■ **Task to complete**
Among the entries below, find the lines with "React" and copy them.

* Start Data to use *

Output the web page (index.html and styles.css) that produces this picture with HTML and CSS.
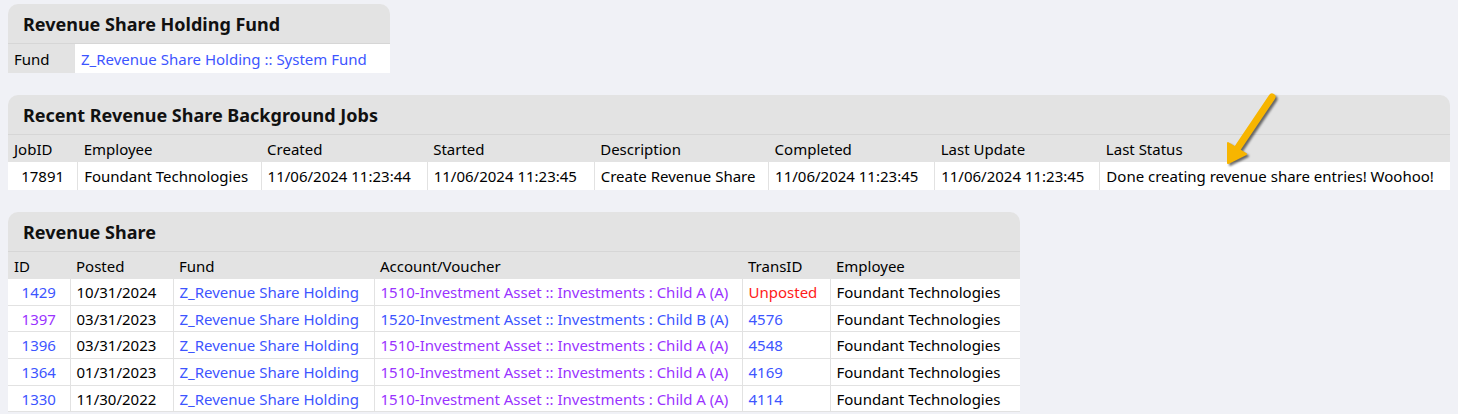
FILE: index.html
```html
<!DOCTYPE html>
<html lang="en">

<head>
  <meta charset="UTF-8" />
  <meta name="viewport" content="width=device-width, initial-scale=1.0" />
  <title>Revenue Share</title>
  <link rel="stylesheet" href="styles.css">
</head>

<body>

  <!-- Holding fund -->
  <div class="panel">
    <h2 class="panel-title">Revenue Share Holding Fund</h2>
    <table class="grid fund-table">
      <tr>
        <td class="label">Fund</td>
        <td><a href="#">Z_Revenue Share Holding :: System Fund</a></td>
      </tr>
    </table>
  </div>

  <!-- Background jobs -->
  <div class="panel">
    <h2 class="panel-title">Recent Revenue Share Background Jobs</h2>
    <table class="grid jobs-table">
      <thead>
        <tr>
          <th>JobID</th>
          <th>Employee</th>
          <th>Created</th>
          <th>Started</th>
          <th>Description</th>
          <th>Completed</th>
          <th>Last Update</th>
          <th>Last Status</th>
        </tr>
      </thead>
      <tbody>
        <tr>
          <td class="center">17891</td>
          <td>Foundant Technologies</td>
          <td>11/06/2024 11:23:44</td>
          <td>11/06/2024 11:23:45</td>
          <td>Create Revenue Share</td>
          <td>11/06/2024 11:23:45</td>
          <td>11/06/2024 11:23:45</td>
          <td>Done creating revenue share entries! Woohoo!</td>
        </tr>
      </tbody>
    </table>
  </div>

  <!-- Revenue share entries -->
  <div class="panel">
    <h2 class="panel-title">Revenue Share</h2>
    <table class="grid share-table">
      <thead>
        <tr>
          <th>ID</th>
          <th>Posted</th>
          <th>Fund</th>
          <th>Account/Voucher</th>
          <th>TransID</th>
          <th>Employee</th>
        </tr>
      </thead>
      <tbody>
        <tr>
          <td class="center"><a href="#">1429</a></td>
          <td>10/31/2024</td>
          <td><a href="#">Z_Revenue Share Holding</a></td>
          <td><a href="#" class="visited">1510-Investment Asset :: Investments : Child A (A)</a></td>
          <td class="unposted">Unposted</td>
          <td>Foundant Technologies</td>
        </tr>
        <tr>
          <td class="center"><a href="#" class="visited">1397</a></td>
          <td>03/31/2023</td>
          <td><a href="#">Z_Revenue Share Holding</a></td>
          <td><a href="#">1520-Investment Asset :: Investments : Child B (A)</a></td>
          <td><a href="#">4576</a></td>
          <td>Foundant Technologies</td>
        </tr>
        <tr>
          <td class="center"><a href="#">1396</a></td>
          <td>03/31/2023</td>
          <td><a href="#">Z_Revenue Share Holding</a></td>
          <td><a href="#" class="visited">1510-Investment Asset :: Investments : Child A (A)</a></td>
          <td><a href="#">4548</a></td>
          <td>Foundant Technologies</td>
        </tr>
        <tr>
          <td class="center"><a href="#">1364</a></td>
          <td>01/31/2023</td>
          <td><a href="#">Z_Revenue Share Holding</a></td>
          <td><a href="#" class="visited">1510-Investment Asset :: Investments : Child A (A)</a></td>
          <td><a href="#">4169</a></td>
          <td>Foundant Technologies</td>
        </tr>
        <tr>
          <td class="center"><a href="#">1330</a></td>
          <td>11/30/2022</td>
          <td><a href="#">Z_Revenue Share Holding</a></td>
          <td><a href="#" class="visited">1510-Investment Asset :: Investments : Child A (A)</a></td>
          <td><a href="#">4114</a></td>
          <td>Foundant Technologies</td>
        </tr>
      </tbody>
    </table>
  </div>

  <!-- Callout arrow -->
  <svg class="callout" width="70" height="85" viewBox="0 0 70 85">
    <line x1="57" y1="9" x2="22" y2="61" stroke="#f7b500" stroke-width="7" stroke-linecap="round" />
    <polygon points="13,75 13,55 31,66" fill="#f7b500" stroke="#f7b500" stroke-width="2" stroke-linejoin="round" />
  </svg>

</body>

</html>
```

FILE: styles.css
```css
body {
  font-family: "Noto Sans", "Open Sans", sans-serif;
  font-size: 15px;
  color: #000;
  background-color: #f0f1f6;
  margin: 0;
  padding: 4px 8px;
  display: flex;
  flex-direction: column;
  align-items: flex-start;
  gap: 22px;
}

.panel {
  background-color: #e3e3e3;
  border-radius: 10px 10px 0 0;
}

.panel-title {
  margin: 0;
  padding: 8px 15px 7px;
  font-size: 18px;
  line-height: 24px;
  font-weight: bold;
  color: #111;
  border-bottom: 1px solid #d6d6d6;
}

.grid {
  border-collapse: collapse;
  table-layout: fixed;
}

.grid th,
.grid td {
  padding: 0 6px;
  line-height: 18px;
  text-align: left;
  font-weight: normal;
  white-space: nowrap;
  overflow: hidden;
}

.grid th {
  height: 27px;
}

.grid td {
  background-color: #fff;
  border: 1px solid #e2e2e2;
}

.grid tbody tr:first-child td {
  border-top: none;
}

.grid tr td:first-child {
  border-left: none;
}

.grid tr td:last-child {
  border-right: none;
}

.grid td.label {
  background-color: #e3e3e3;
  border: none;
}

.grid td.center {
  text-align: center;
}

a {
  color: #3d55ff;
  text-decoration: none;
}

a.visited {
  color: #9a33ff;
}

.unposted {
  color: #ff1a1a;
}

/* column widths */
.fund-table td {
  height: 29px;
  border-bottom: none;
}

.fund-table td:nth-child(1) { width: 54px; }
.fund-table td:nth-child(2) { width: 303px; }

.jobs-table th:nth-child(1) { width: 59px; }
.jobs-table th:nth-child(2) { width: 172px; }
.jobs-table th:nth-child(3) { width: 155px; }
.jobs-table th:nth-child(4) { width: 156px; }
.jobs-table th:nth-child(5) { width: 163px; }
.jobs-table th:nth-child(6) { width: 155px; }
.jobs-table th:nth-child(7) { width: 154px; }
.jobs-table th:nth-child(8) { width: 339px; }

.jobs-table td {
  height: 28px;
  border-bottom: none;
}

.share-table th:nth-child(1) { width: 50px; }
.share-table th:nth-child(2) { width: 91px; }
.share-table th:nth-child(3) { width: 189px; }
.share-table th:nth-child(4) { width: 356px; }
.share-table th:nth-child(5) { width: 76px; }
.share-table th:nth-child(6) { width: 178px; }

.share-table td {
  height: 25.7px;
}

.callout {
  position: absolute;
  left: 1215px;
  top: 88px;
  filter: drop-shadow(2px 2px 1px rgba(0, 0, 0, 0.55));
}
```
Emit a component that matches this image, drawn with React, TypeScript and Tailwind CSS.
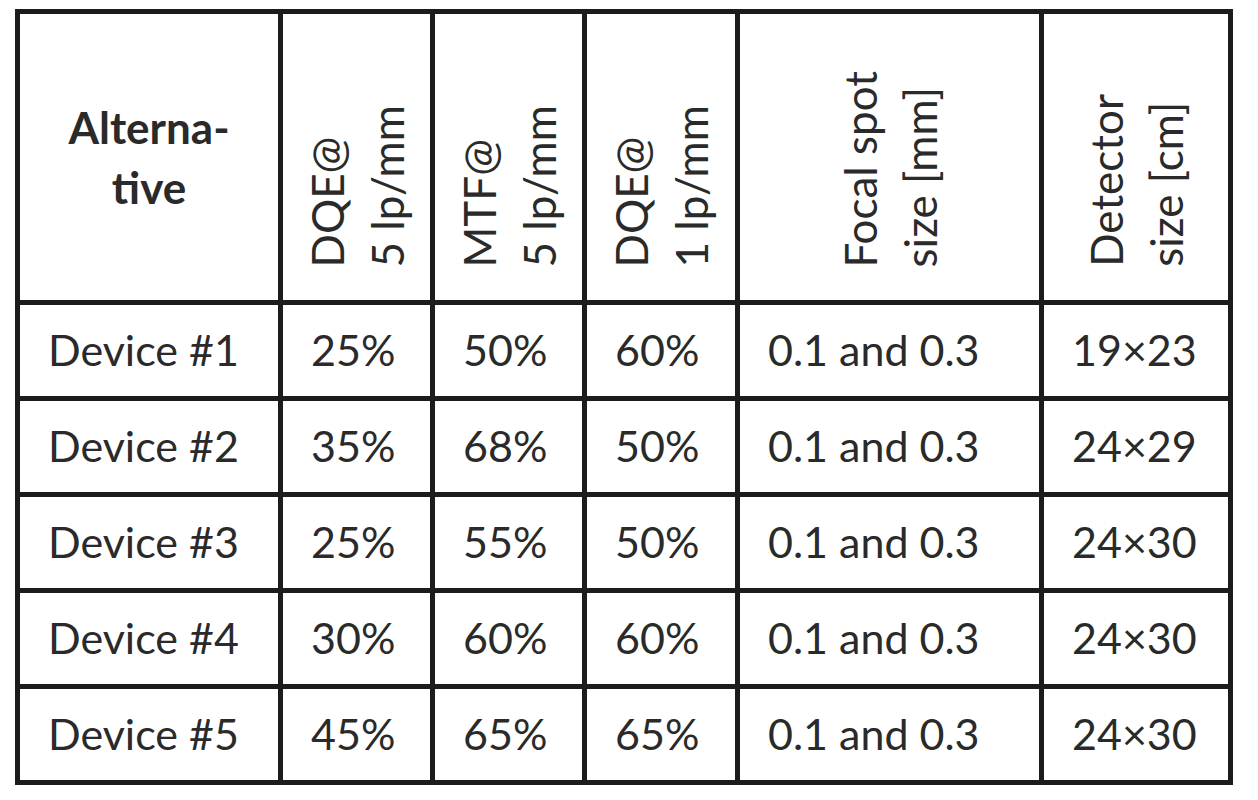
import React from 'react';

interface Row {
  name: string;
  dqe5: string;
  mtf5: string;
  dqe1: string;
  focal: string;
  detector: string;
}

const rows: Row[] = [
  { name: 'Device #1', dqe5: '25%', mtf5: '50%', dqe1: '60%', focal: '0.1 and 0.3', detector: '19×23' },
  { name: 'Device #2', dqe5: '35%', mtf5: '68%', dqe1: '50%', focal: '0.1 and 0.3', detector: '24×29' },
  { name: 'Device #3', dqe5: '25%', mtf5: '55%', dqe1: '50%', focal: '0.1 and 0.3', detector: '24×30' },
  { name: 'Device #4', dqe5: '30%', mtf5: '60%', dqe1: '60%', focal: '0.1 and 0.3', detector: '24×30' },
  { name: 'Device #5', dqe5: '45%', mtf5: '65%', dqe1: '65%', focal: '0.1 and 0.3', detector: '24×30' },
];

const VerticalHeader: React.FC<{ lines: string[] }> = ({ lines }) => (
  <div className="bg-white flex items-end justify-center pb-[33px]">
    <div className="[writing-mode:vertical-rl] rotate-180 leading-[60px] text-left">
      {lines.map((line) => (
        <div key={line} className="whitespace-nowrap">
          {line}
        </div>
      ))}
    </div>
  </div>
);

const Cell: React.FC<{ children: React.ReactNode }> = ({ children }) => (
  <div className="bg-white flex items-center pl-[28px] whitespace-nowrap text-[43px]">{children}</div>
);

export default function App() {
  return (
    <div className="min-h-[800px] bg-white pt-[9px] pl-[15px]">
      <div
        className="inline-grid grid-cols-[258px_147px_147px_148px_299px_184px] grid-rows-[286px_repeat(5,91px)] gap-[5px] p-[5px] bg-[#1c1c1c] text-[44px] text-[#2a2a2a]"
        style={{ fontFamily: 'Lato, "Open Sans", sans-serif' }}
      >
        <div className="bg-white flex items-center justify-center text-center font-bold leading-[60px]">
          <div>
            Alterna-
            <br />
            tive
          </div>
        </div>
        <VerticalHeader lines={['DQE@', '5 lp/mm']} />
        <VerticalHeader lines={['MTF@', '5 lp/mm']} />
        <VerticalHeader lines={['DQE@', '1 lp/mm']} />
        <VerticalHeader lines={['Focal spot', 'size [mm]']} />
        <VerticalHeader lines={['Detector', 'size [cm]']} />

        {rows.map((r) => (
          <React.Fragment key={r.name}>
            <Cell>{r.name}</Cell>
            <Cell>{r.dqe5}</Cell>
            <Cell>{r.mtf5}</Cell>
            <Cell>{r.dqe1}</Cell>
            <Cell>{r.focal}</Cell>
            <Cell>{r.detector}</Cell>
          </React.Fragment>
        ))}
      </div>
    </div>
  );
}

* End Data to use *

■ **Output of the task**
Emit a component that matches this image, drawn with React, TypeScript and Tailwind CSS.
import React from 'react';
const VerticalHeader: React.FC<{ lines: string[] }> = ({ lines }) => (
const Cell: React.FC<{ children: React.ReactNode }> = ({ children }) => (
          <React.Fragment key={r.name}>
          </React.Fragment>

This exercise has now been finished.